Since the Crown Zellerbach case, the Supreme Court of Canada has further clarified that where both provincial and federal laws apply to a regulatory problem, those laws may operate alongside one another. This overlap helps protect against the creation of legal vacuums where neither level of government acts, which would defeat the very purpose of a federal-provincial division of powers; it also recognizes the increasing complexity of Canadian society.
Only in cases where federal and provincial laws genuinely conflict — where it’s impossible to follow both laws or where a provincial law frustrates the purpose of a federal law — is federal law paramount. And courts will construe such potential conflicts narrowly to safeguard provincial jurisdiction and facilitate federal-provincial cooperation.
This is how effective environmental regulation works in Canada. The City of Victoria, for instance, regulates sewage discharge into the ocean alongside federal law. Ottawa regulates toxic pollution federally under the Canadian Environmental Protection Act in conjunction with the provinces’ environmental pollution laws. Species at risk are protected in the same way: there’s a federal safety net to backstop provincial endangered species laws.
The urgent need for co-operative climate action
The principle of subsidiarity wisely advises that regulatory action should be taken by the level of government that’s most effective and closest to the citizens who are affected. Opponents of the Greenhouse Gas Pollution Pricing Act argue that this supports provincial authority over greenhouse gas emissions. But it equally supports the argument that the regulatory response must be global, because climate change affects everyone. In the absence of a global constitution, that means it requires a national response.
In the current Canadian context, there’s no evidence that the provinces alone can provide an effective level of climate governance. Rising emissions from the Alberta and Saskatchewan oilsands will hamper Canada’s efforts to achieve net-zero emissions by 2050. Ontario has withdrawn from the Québec-California carbon market, eliminated its renewable energy investment programs and implemented a less ambitious climate plan that’s estimated to increase carbon emissions by 30 million tonnes by 2030.
While the federal Greenhouse Gas Pollution Pricing Act isn’t sufficient to meet Canada’s initial — and notably unambitious — target under the Paris Agreement, to say nothing of Canada’s net-zero aspiration, this doesn’t strengthen the provinces’ argument for local regulatory authority. Instead, it further illustrates the urgent need for greater federal-provincial co-operation on climate action.

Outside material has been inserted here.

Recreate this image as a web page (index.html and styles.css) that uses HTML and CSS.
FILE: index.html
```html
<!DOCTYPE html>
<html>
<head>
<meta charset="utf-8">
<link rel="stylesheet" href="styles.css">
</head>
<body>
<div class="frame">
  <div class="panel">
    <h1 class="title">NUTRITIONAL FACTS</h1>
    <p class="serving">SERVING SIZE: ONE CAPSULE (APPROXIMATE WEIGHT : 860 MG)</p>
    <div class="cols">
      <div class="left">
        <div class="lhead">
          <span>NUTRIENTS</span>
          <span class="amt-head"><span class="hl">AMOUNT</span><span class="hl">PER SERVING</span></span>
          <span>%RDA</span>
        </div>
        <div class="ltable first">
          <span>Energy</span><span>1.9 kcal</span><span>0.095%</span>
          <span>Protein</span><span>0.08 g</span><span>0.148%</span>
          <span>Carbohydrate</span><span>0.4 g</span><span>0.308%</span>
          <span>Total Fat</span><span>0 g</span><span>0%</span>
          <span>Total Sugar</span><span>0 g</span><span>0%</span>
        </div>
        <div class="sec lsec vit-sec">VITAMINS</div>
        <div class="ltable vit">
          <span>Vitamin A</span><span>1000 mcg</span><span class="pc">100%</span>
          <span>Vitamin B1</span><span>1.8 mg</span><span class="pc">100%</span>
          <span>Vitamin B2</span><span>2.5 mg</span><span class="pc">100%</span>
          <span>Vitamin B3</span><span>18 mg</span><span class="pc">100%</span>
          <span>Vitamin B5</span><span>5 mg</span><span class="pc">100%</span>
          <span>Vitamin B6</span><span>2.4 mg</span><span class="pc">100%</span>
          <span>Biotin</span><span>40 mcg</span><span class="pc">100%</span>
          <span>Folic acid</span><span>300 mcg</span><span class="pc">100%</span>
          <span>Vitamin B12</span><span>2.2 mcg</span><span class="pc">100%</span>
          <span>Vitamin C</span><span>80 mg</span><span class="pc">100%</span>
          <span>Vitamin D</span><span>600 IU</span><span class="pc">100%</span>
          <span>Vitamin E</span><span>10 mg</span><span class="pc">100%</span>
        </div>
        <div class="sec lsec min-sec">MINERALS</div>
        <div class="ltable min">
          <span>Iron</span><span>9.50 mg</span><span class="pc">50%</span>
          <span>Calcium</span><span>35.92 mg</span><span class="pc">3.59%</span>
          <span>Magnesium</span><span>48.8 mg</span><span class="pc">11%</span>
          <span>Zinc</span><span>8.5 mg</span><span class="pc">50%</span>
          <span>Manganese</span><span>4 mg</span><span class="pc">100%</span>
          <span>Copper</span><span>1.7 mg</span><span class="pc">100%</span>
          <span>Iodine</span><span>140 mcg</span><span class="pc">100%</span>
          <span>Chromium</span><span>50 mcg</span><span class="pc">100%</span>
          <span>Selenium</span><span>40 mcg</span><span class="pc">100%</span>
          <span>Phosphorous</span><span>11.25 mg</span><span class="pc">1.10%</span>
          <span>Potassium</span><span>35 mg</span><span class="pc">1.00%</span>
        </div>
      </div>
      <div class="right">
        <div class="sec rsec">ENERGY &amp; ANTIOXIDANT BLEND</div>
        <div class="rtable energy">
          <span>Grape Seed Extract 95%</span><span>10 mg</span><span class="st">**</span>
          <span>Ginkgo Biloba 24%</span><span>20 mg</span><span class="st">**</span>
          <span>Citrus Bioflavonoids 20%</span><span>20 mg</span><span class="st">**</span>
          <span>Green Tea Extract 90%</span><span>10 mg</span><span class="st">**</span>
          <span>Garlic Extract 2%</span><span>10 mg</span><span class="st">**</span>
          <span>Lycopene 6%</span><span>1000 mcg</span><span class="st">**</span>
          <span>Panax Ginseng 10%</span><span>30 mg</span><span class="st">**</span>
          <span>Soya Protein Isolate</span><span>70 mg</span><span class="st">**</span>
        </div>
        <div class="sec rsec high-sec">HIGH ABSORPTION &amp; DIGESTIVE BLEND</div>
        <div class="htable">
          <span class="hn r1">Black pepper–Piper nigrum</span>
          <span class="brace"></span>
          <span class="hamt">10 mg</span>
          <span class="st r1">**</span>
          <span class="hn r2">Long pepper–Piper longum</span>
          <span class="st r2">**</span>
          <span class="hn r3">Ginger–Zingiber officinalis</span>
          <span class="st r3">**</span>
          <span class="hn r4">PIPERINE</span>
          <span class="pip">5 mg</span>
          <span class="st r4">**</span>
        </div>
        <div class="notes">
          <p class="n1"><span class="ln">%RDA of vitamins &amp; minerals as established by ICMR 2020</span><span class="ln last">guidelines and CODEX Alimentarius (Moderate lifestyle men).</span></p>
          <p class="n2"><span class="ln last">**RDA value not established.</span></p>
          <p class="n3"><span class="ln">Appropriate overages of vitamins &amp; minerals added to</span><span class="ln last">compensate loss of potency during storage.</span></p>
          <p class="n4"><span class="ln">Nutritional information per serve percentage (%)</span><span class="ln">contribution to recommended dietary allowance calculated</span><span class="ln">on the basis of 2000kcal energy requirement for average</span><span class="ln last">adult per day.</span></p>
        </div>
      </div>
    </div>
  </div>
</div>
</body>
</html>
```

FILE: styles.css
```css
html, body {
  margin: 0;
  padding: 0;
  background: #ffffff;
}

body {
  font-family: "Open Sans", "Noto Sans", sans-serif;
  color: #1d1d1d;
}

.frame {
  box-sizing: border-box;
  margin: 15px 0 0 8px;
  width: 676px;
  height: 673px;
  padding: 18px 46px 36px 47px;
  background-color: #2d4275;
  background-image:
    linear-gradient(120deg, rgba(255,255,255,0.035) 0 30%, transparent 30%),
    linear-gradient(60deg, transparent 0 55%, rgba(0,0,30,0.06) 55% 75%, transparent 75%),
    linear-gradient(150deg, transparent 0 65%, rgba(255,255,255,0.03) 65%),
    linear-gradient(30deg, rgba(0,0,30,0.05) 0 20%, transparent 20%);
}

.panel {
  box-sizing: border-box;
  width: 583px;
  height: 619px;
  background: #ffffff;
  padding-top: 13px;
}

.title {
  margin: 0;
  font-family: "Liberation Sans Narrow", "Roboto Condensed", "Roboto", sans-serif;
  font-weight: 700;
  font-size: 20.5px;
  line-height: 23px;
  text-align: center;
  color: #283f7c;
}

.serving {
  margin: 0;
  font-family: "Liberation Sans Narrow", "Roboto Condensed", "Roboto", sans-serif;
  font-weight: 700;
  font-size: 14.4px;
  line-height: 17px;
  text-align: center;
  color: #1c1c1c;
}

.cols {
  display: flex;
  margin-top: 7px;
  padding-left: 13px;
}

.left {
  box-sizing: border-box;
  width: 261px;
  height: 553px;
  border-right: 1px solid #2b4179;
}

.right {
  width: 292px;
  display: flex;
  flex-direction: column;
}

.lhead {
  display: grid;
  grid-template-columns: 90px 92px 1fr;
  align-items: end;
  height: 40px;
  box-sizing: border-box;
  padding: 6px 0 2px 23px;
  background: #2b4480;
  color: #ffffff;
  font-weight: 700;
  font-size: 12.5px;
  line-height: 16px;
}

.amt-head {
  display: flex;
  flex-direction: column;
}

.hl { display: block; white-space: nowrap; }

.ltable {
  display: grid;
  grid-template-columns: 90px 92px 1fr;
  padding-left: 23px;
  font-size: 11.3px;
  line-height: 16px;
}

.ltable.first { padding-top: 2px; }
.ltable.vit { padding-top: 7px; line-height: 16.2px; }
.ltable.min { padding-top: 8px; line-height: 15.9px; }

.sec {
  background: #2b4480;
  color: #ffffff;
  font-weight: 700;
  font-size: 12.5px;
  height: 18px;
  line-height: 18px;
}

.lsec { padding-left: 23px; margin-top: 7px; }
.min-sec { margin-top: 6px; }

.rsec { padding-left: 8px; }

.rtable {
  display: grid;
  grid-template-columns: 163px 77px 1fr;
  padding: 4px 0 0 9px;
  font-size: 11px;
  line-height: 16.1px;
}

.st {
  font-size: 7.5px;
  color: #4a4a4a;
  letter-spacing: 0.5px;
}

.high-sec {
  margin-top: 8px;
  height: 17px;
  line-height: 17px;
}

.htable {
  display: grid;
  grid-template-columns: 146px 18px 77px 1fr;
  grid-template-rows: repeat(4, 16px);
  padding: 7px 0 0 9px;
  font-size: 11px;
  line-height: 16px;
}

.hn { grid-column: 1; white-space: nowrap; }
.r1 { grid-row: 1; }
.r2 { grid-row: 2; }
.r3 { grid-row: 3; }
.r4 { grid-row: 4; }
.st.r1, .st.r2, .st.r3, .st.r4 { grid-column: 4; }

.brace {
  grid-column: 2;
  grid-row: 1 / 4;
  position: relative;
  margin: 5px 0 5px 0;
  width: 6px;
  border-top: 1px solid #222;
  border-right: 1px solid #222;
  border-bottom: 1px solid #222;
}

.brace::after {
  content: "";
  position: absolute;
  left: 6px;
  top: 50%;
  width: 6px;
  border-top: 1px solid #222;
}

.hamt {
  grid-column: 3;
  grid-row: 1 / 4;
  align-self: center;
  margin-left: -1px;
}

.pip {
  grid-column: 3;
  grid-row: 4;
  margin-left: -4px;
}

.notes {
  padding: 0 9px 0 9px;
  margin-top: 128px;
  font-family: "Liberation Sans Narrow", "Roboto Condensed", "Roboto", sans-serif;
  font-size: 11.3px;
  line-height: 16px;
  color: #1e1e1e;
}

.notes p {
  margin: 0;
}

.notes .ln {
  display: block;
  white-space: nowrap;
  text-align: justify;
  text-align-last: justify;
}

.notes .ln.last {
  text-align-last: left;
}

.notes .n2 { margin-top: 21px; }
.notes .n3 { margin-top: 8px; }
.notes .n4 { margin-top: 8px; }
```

In 2018, the UN Intergovernmental Panel on Climate Change’s special report on 1.5 C of global warming sounded a clarion call for “rapid,” “far-reaching” and “unprecedented” transitions to achieve “deep emissions reductions in all sectors.” We can ill-afford jurisdictional wrangling and the politicization of constitutional principle. Every moment of delay makes these transitions more difficult and costly, and reduces the likelihood that we’ll avert the devastating harms of climate destablization.